Ms. Hemphill, as administrator of the RCB, has abused her power by exacting her personal views into her professional life by forcing the O and M Instructor and other staff members at RCB to teach and support her in having all of the clients use straight canes. The enforcement started this month, September 2, 2003.

Both types of canes should be introduced equally to the clients, and it should be up to the client to decide on which cane they will want to use. Any information about the two types of canes should be answered honestly and without any type of personal views.

Example 1:

The straight cane is much harder than the folding cane, so when you hit someone with the cane, it will hurt him or her more.

Example 2:

The straight cane is not flexible in any way.

Example 3:

Where are you going to put the cane when you are out eating at a restaurant without it being in someone's way? So that they do not fall over the cane. No matter how you put the cane under the table, it will stick out.

Example 4:

Where and how will you put the cane up when you are either in public transportation or private transportation, without you hitting someone or a window with the cane?

These are only a few examples that I could come up with off the top of my head. I know that there are other downsides to the use of straight canes.

Unfortunately, NFB feels that if a person that is blind is using a folding cane, they are hiding or denying their disability. I would like to know how that is.


There you have the consumer's letter. Here is the administrator's response, which was circulated to the advisory group members who received the first letter.

October 8, 2003

Dear ______:

Thank you for your letter of concern dated September 17, 2003, and, as requested, presented at the September 20, 2003, KSBVI Advisory Committee. Your concerns about using the long white cane were discussed. However, the ongoing consensus of the Advisory Committee is that the long straight cane will continue to be used for training while clients are attending the Rehabilitation Center for the Blind and Visually Impaired (RCBVI). The Advisory Committee is composed of members from both the National Federation of the Blind (NFB) and the Kansas Association for the Blind and Visually Impaired (KABVI) as well as others with expertise in the blindness field.

I assure you that I too have heard horror stories of blind people having terrible accidents while using the long, straight canes. I have also heard such horror stories when the individual was using a folding cane or guide dog. The worst of all scenarios, however, is not using a cane at all. Accidents do happen occasionally, and we work diligently to maximize the safety of each RCBVI client participating in orientation and mobility.
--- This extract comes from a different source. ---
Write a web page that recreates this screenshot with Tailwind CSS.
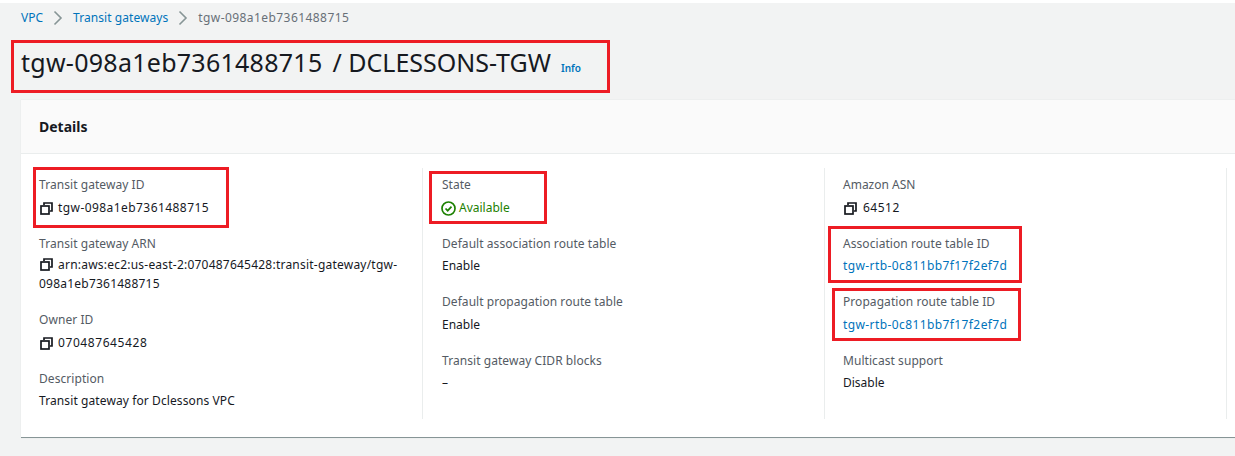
<!DOCTYPE html>
<html>
<head>
<script src="https://cdn.jsdelivr.net/npm/@tailwindcss/browser@4"></script>
</head>
<body class="m-0 bg-white">
<div class="relative w-[1235px] h-[456px] overflow-hidden bg-white font-['Noto_Sans','Open_Sans',sans-serif] text-[12px] text-[#16191f]">
  <div class="h-[453px] mt-[3px] bg-[#f2f3f3] pl-[21px]">
    <nav class="h-[29px] flex items-center text-[12px]">
      <a class="text-[#0073bb]">VPC</a>
      <svg class="w-[16px] h-[16px] mx-[7px]" viewBox="0 0 16 16" fill="none" stroke="#879596" stroke-width="1.6"><path d="M4.5 1.5 11 8l-6.500 6.500"/></svg>
      <a class="text-[#0073bb] tracking-[0.06px]">Transit gateways</a>
      <svg class="w-[16px] h-[16px] mx-[7px]" viewBox="0 0 16 16" fill="none" stroke="#879596" stroke-width="1.6"><path d="M4.500 1.500 11 8l-6.500 6.500"/></svg>
      <span class="text-[#687078] tracking-[0.43px]">tgw-098a1eb7361488715</span>
    </nav>
    <div class="h-[68px] flex items-center pb-[8px]">
      <h1 class="text-[25px] leading-[30px] font-normal text-[#16191f]"><span class="tracking-[0.27px] mr-[3.500px]">tgw-098a1eb7361488715</span> / DCLESSONS-TGW</h1>
      <a class="ml-[10px] mt-[13px] text-[10px] font-semibold text-[#0073bb]">Info</a>
    </div>
    <section class="w-[1300px] h-[338px] bg-white border-b border-[#879596] shadow-[0_0_1px_#d5dbdb]">
      <header class="h-[54px] bg-[#fafafa] border-b border-[#eaeded] flex items-center pl-[18px]">
        <h2 class="text-[14px] font-bold text-[#16191f]">Details</h2>
      </header>
      <div class="flex pt-[14px] text-[12px]">
        <div class="w-[402px] h-[251px] pt-[7px] pl-[18px] pr-[20px] border-r border-[#eaeded] flex flex-col">
          <div class="h-[59px]">
            <p class="text-[#545b64] leading-[20px] mb-[3px] tracking-[0.06px]">Transit gateway ID</p>
            <p class="flex items-center h-[20px] tracking-[0.43px]"><svg class="w-[13px] h-[13px] ml-[1px] mr-[5px] shrink-0" viewBox="0 0 13 13" fill="none" stroke="#16191f" stroke-width="1.700"><path d="M4 3V1h8v8h-2"/><rect x="1" y="4" width="8" height="8"/></svg>tgw-098a1eb7361488715</p>
          </div>
          <div class="h-[76px]">
            <p class="text-[#545b64] leading-[20px] mb-[2px] tracking-[0.06px]">Transit gateway ARN</p>
            <p class="leading-[18.500px] break-words tracking-[0.22px]"><svg class="inline w-[13px] h-[13px] ml-[1px] mr-[5px] -mt-[2px]" viewBox="0 0 13 13" fill="none" stroke="#16191f" stroke-width="1.700"><path d="M4 3V1h8v8h-2"/><rect x="1" y="4" width="8" height="8"/></svg>arn:aws:ec2:us-east-2:070487645428:transit-gateway/tgw-098a1eb7361488715</p>
          </div>
          <div class="h-[59px]">
            <p class="text-[#545b64] leading-[20px] mb-[3px] tracking-[0.06px]">Owner ID</p>
            <p class="flex items-center h-[20px] tracking-[0.58px]"><svg class="w-[13px] h-[13px] ml-[1px] mr-[5px] shrink-0" viewBox="0 0 13 13" fill="none" stroke="#16191f" stroke-width="1.700"><path d="M4 3V1h8v8h-2"/><rect x="1" y="4" width="8" height="8"/></svg>070487645428</p>
          </div>
          <div>
            <p class="text-[#545b64] leading-[20px] mb-[2px] tracking-[0.06px]">Description</p>
            <p class="leading-[20px] tracking-[0.1px]">Transit gateway for Dclessons VPC</p>
          </div>
        </div>
        <div class="w-[402px] h-[251px] pt-[7px] pl-[19px] border-r border-[#eaeded] flex flex-col">
          <div class="h-[59px]">
            <p class="text-[#545b64] leading-[20px] mb-[3px]">State</p>
            <p class="flex items-center h-[20px] text-[#1d8102]"><svg class="w-[15px] h-[15px] -ml-[1px] mr-[3px] shrink-0" viewBox="0 0 15 15" fill="none" stroke="#1d8102" stroke-width="1.700"><circle cx="7.500" cy="7.500" r="6.500"/><path d="m4.500 7.500 2.200 2.200 3.800-4"/></svg>Available</p>
          </div>
          <div class="h-[58px]">
            <p class="text-[#545b64] leading-[20px] mb-[2px] tracking-[0.06px]">Default association route table</p>
            <p class="leading-[20px]">Enable</p>
          </div>
          <div class="h-[59px]">
            <p class="text-[#545b64] leading-[20px] mb-[3px] tracking-[0.06px]">Default propagation route table</p>
            <p class="leading-[20px]">Enable</p>
          </div>
          <div>
            <p class="text-[#545b64] leading-[20px] mb-[2px] tracking-[0.06px]">Transit gateway CIDR blocks</p>
            <p class="leading-[20px]">–</p>
          </div>
        </div>
        <div class="w-[402px] h-[251px] pt-[7px] pl-[18px] border-r border-[#eaeded] flex flex-col">
          <div class="h-[59px]">
            <p class="text-[#545b64] leading-[20px] mb-[3px]">Amazon ASN</p>
            <p class="flex items-center h-[20px] tracking-[0.5px]"><svg class="w-[13px] h-[13px] mr-[6px] ml-[1px] shrink-0" viewBox="0 0 13 13" fill="none" stroke="#16191f" stroke-width="1.700"><path d="M4 3V1h8v8h-2"/><rect x="1" y="4" width="8" height="8"/></svg>64512</p>
          </div>
          <div class="h-[58px]">
            <p class="text-[#545b64] leading-[20px] mb-[2px] tracking-[0.06px]">Association route table ID</p>
            <a class="block leading-[20px] text-[#0073bb] tracking-[0.4px]">tgw-rtb-0c811bb7f17f2ef7d</a>
          </div>
          <div class="h-[59px]">
            <p class="text-[#545b64] leading-[20px] mb-[3px] tracking-[0.06px]">Propagation route table ID</p>
            <a class="block leading-[20px] text-[#0073bb] tracking-[0.4px]">tgw-rtb-0c811bb7f17f2ef7d</a>
          </div>
          <div>
            <p class="text-[#545b64] leading-[20px] mb-[2px] tracking-[0.06px]">Multicast support</p>
            <p class="leading-[20px]">Disable</p>
          </div>
        </div>
      </div>
    </section>
  </div>
  <!-- red annotation boxes drawn over the screenshot -->
  <div class="absolute left-[11px] top-[40px] w-[599px] h-[53px] border-[3px] border-[#ed1c24]"></div>
  <div class="absolute left-[33px] top-[167px] w-[196px] h-[61px] border-[3px] border-[#ed1c24]"></div>
  <div class="absolute left-[429px] top-[171px] w-[118px] h-[53px] border-[3px] border-[#ed1c24]"></div>
  <div class="absolute left-[828px] top-[226px] w-[194px] h-[57px] border-[3px] border-[#ed1c24]"></div>
  <div class="absolute left-[832px] top-[288px] w-[189px] h-[53px] border-[3px] border-[#ed1c24]"></div>
</div>
</body>
</html>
A number of factors led to the decision to use the straight cane during rehabilitation at the RCBVI. It is commonly agreed that the straight cane provides much more tactual information than does the folding cane. Becoming comfortable and confident gathering and using the information the cane provides is critical to making progress in traveling in one's environment. Thus using the tool that provides the most information makes good sense, particularly during the RCBVI training program.

Another critical element that supports this decision is choosing the best method to facilitate gaining self-esteem. Many of those who come to us for rehabilitation have some useful but relatively unreliable vision. Typically those with some remaining vision struggle with this new reality, that is, that their vision no longer provides the information they need to function as a sighted person. Many simply fold their canes and hide them in their lockers or purses or leave them in their rooms in order to pretend that they are sighted.

Despite the short time clients have to develop skills at the RCBVI, we want them to leave with the greatest gift of all, self-esteem. We promote this by having clients use their canes at all times. This is much easier when they cannot fold them up and hide them away as one can easily do with a folding cane. Getting past the common embarrassment of using the tools employed by the blind and visually impaired is a significant step in people's becoming comfortable in the new skin they are now wearing.

Finally, many misconceptions about client choice surface when differences of opinion arise, particularly when such issues unsettle the "way it's always been done." When clients receive rehabilitation services, just as when educational programs are in question, students are expected to take on the challenges of the program they have decided to enter. College students are not allowed to avoid courses that are part of the curriculum leading to a particular degree. Likewise, rehabilitation clients do not get to make most of the decisions about how they will participate in the rehabilitation program they have selected. Both educational and rehabilitation institutions are charged with providing programs that allow participants to develop to their greatest potential.

Following the completion of either an educational or rehabilitation program, the student or client has the information on which to base future choices. Our greatest concern is building self-esteem while maintaining safety. Once the long, straight cane has been mastered and its benefits recognized, the client can then make personal decisions based on the information provided and the experience gained.